A comprehensive Hyperscale Data Center Market Analysis reveals an industry defined by massive scale, extreme efficiency, and a number of powerful trends that are shaping the future of digital infrastructure. The most significant trend is the increasing focus on sustainability and renewable energy. As the massive energy consumption of hyperscale data centers comes under intense public and regulatory scrutiny, the major operators are engaged in a race to become more sustainable. This has led to a massive investment in procuring renewable energy, with hyperscalers now being some of the largest corporate buyers of wind and solar power in the world. This trend is also driving innovation in data center design, with a focus on improving Power Usage Effectiveness (PUE) through advanced cooling techniques, and exploring new technologies like liquid cooling to handle high-density AI hardware more efficiently. The push for a "green" or even "carbon-negative" data center is no longer a marketing slogan but a core strategic and engineering imperative for the industry.
The market can be segmented by component, end-user, and geography. By component, the market is divided into the IT infrastructure (servers, storage, networking), the power infrastructure (UPS, generators, PDUs), the cooling infrastructure (chillers, CRACs, etc.), and the physical building and security. The IT infrastructure segment represents the largest share of the market, as it includes the hundreds of thousands of servers that are the core of the data center. By end-user, the market is overwhelmingly dominated by a small number of companies. The major cloud service providers (AWS, Azure, Google Cloud) are the largest segment, building data centers to serve their enterprise customers. The large internet and social media companies (like Meta and Apple) are the other major segment, building data centers to run their own massive consumer-facing services. By geography, the market is concentrated in a few key regions. North America, particularly Northern Virginia (often called "Data Center Alley"), is the largest single market in the world. Other major global hubs include Frankfurt, Dublin, Singapore, and, increasingly, new markets in India and Latin America.

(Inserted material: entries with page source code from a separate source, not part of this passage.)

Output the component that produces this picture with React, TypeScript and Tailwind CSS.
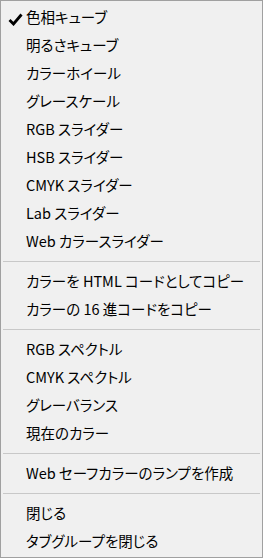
const groups: { label: string; checked?: boolean }[][] = [
  [
    { label: "色相キューブ", checked: true },
    { label: "明るさキューブ" },
    { label: "カラーホイール" },
    { label: "グレースケール" },
    { label: "RGB スライダー" },
    { label: "HSB スライダー" },
    { label: "CMYK スライダー" },
    { label: "Lab スライダー" },
    { label: "Web カラースライダー" },
  ],
  [{ label: "カラーを HTML コードとしてコピー" }, { label: "カラーの 16 進コードをコピー" }],
  [
    { label: "RGB スペクトル" },
    { label: "CMYK スペクトル" },
    { label: "グレーバランス" },
    { label: "現在のカラー" },
  ],
  [{ label: "Web セーフカラーのランプを作成" }],
  [{ label: "閉じる" }, { label: "タブグループを閉じる" }],
]

function Check() {
  return (
    <svg width="15" height="13" viewBox="0 0 15 13" className="absolute left-[7px] top-[10px]">
      <path d="M1.5 7 L5.5 11 L13.5 1.5" fill="none" stroke="#000" strokeWidth="2.8" />
    </svg>
  )
}

function MenuItem({ label, checked }: { label: string; checked?: boolean }) {
  return (
    <div className="relative flex h-[28px] items-center pl-[25px] text-[14.5px] text-black">
      {checked && <Check />}
      <span className="whitespace-nowrap [font-feature-settings:'palt']">{label}</span>
    </div>
  )
}

export default function App() {
  return (
    <div
      className="flex h-[558px] w-[263px] flex-col border border-[#a0a0a0] bg-[#f0f0f0] py-[2px]"
      style={{ fontFamily: "'Noto Sans CJK JP', 'Noto Sans', sans-serif" }}
    >
      {groups.map((group, gi) => (
        <div key={gi}>
          {gi > 0 && (
            <div className="flex h-[12px] items-center px-[2px]">
              <div className="h-px w-full bg-[#c8c8c8]" />
            </div>
          )}
          {group.map((item) => (
            <MenuItem key={item.label} {...item} />
          ))}
        </div>
      ))}
    </div>
  )
}
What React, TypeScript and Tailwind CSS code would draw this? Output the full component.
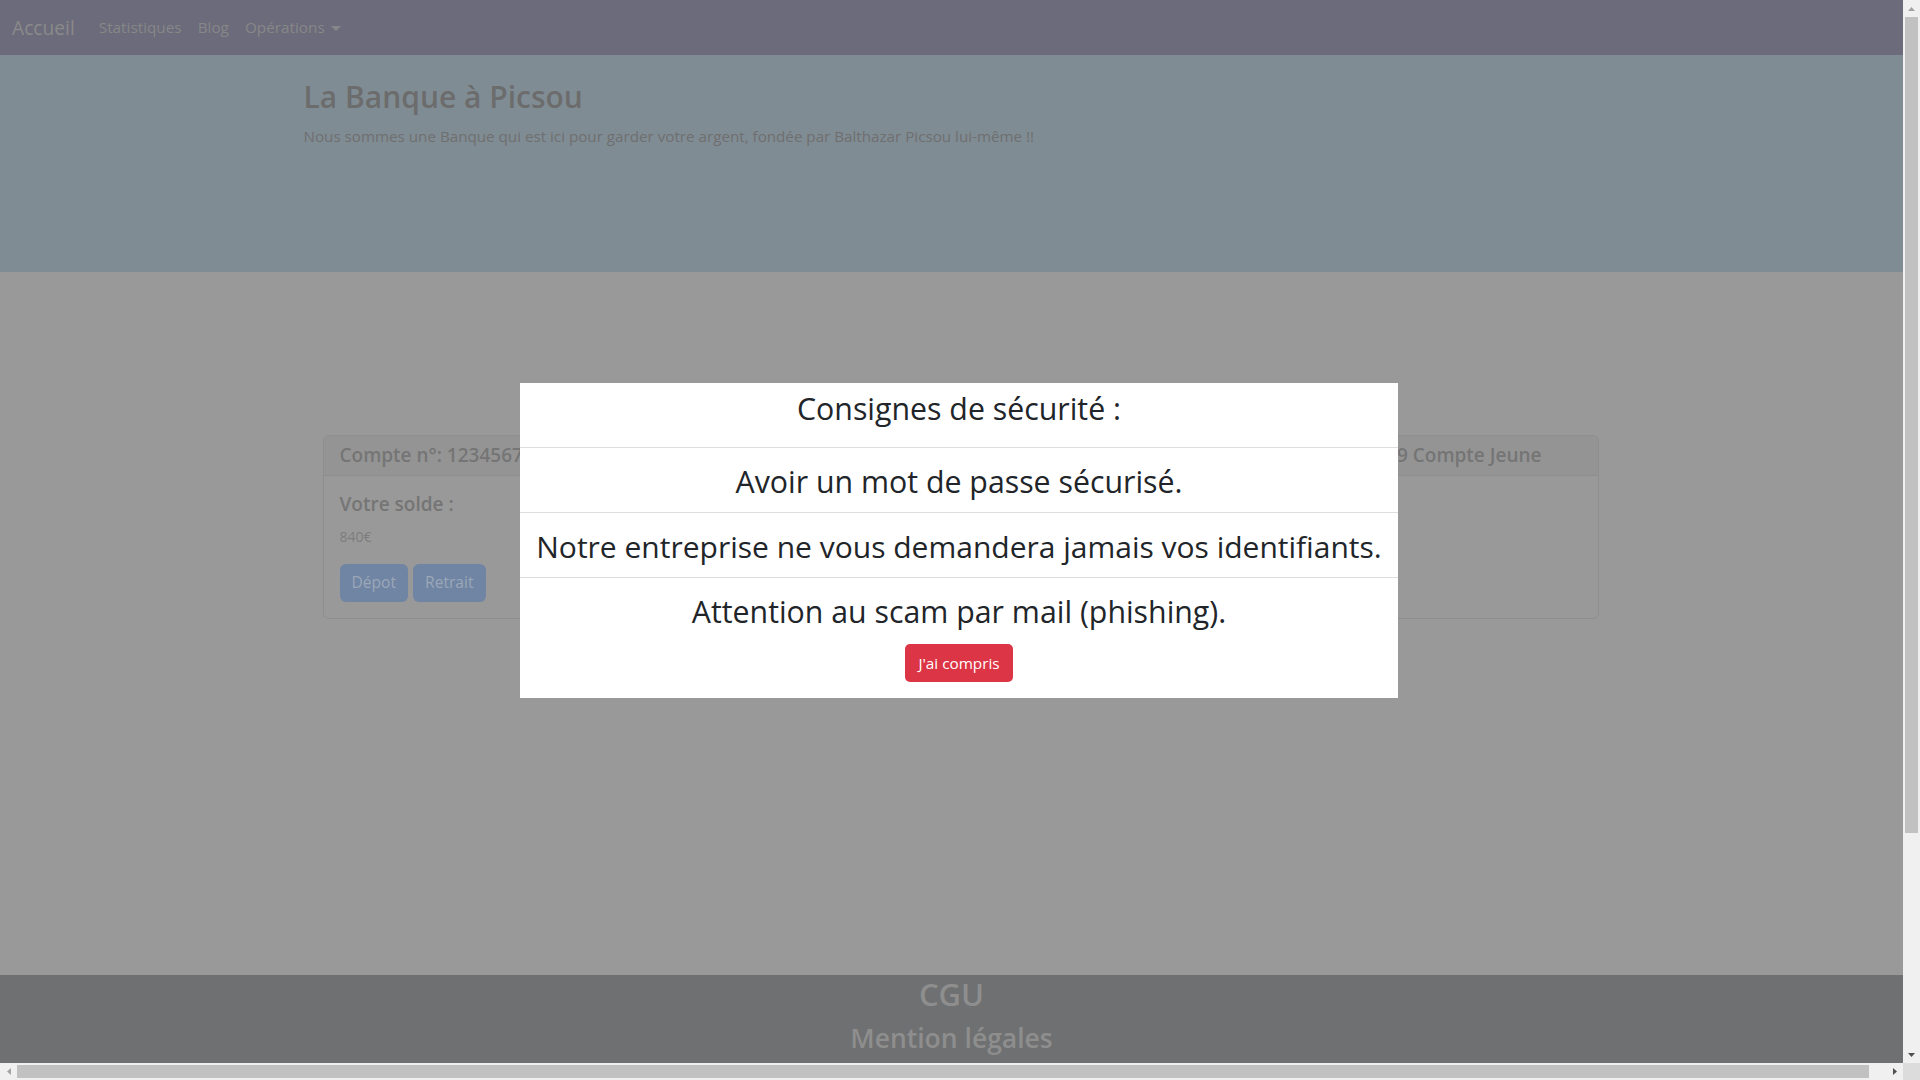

A SWOT analysis—evaluating the market's Strengths, Weaknesses, Opportunities, and Threats—provides a crucial strategic framework. The primary strength of the hyperscale model is its unparalleled economies of scale, which allow it to deliver computing resources at an incredibly low cost. Its extreme automation, efficiency, and the agility it provides are also major strengths. However, the market has weaknesses. Its massive concentration in the hands of a few key players creates a systemic risk; a major outage or security breach at a single hyperscale provider could have a cascading impact on a huge portion of the internet. The immense capital expenditure required to build these facilities also creates a very high barrier to entry. On the opportunity front, the explosion of AI and machine learning workloads is creating a massive new demand for specialized, high-density hyperscale capacity. The expansion into new geographic regions to serve emerging markets is another key growth opportunity. Conversely, the market faces significant threats from geopolitical risks that could impact supply chains or data sovereignty, and the physical risks associated with climate change, such as water scarcity for cooling or the threat of sea-level rise for coastal data centers.
Another key trend is the architectural shift to handle the extreme demands of AI workloads. Traditional CPUs are not well-suited for the parallel processing required for AI model training. This has led to the rise of specialized accelerators, with NVIDIA's GPUs being the dominant technology. Building a data center to house tens of thousands of these power-hungry GPUs presents a major challenge. The power density of an AI server rack can be 10 times higher than a traditional rack, and this requires a complete rethinking of the power distribution and, most importantly, the cooling systems. This is driving a major trend towards the adoption of liquid cooling technologies, from direct-to-chip cold plates to full immersion cooling, where entire servers are submerged in a non-conductive fluid. This architectural shift towards high-density, liquid-cooled facilities specifically designed for AI is a defining trend and a major area of innovation and investment for the hyperscale industry.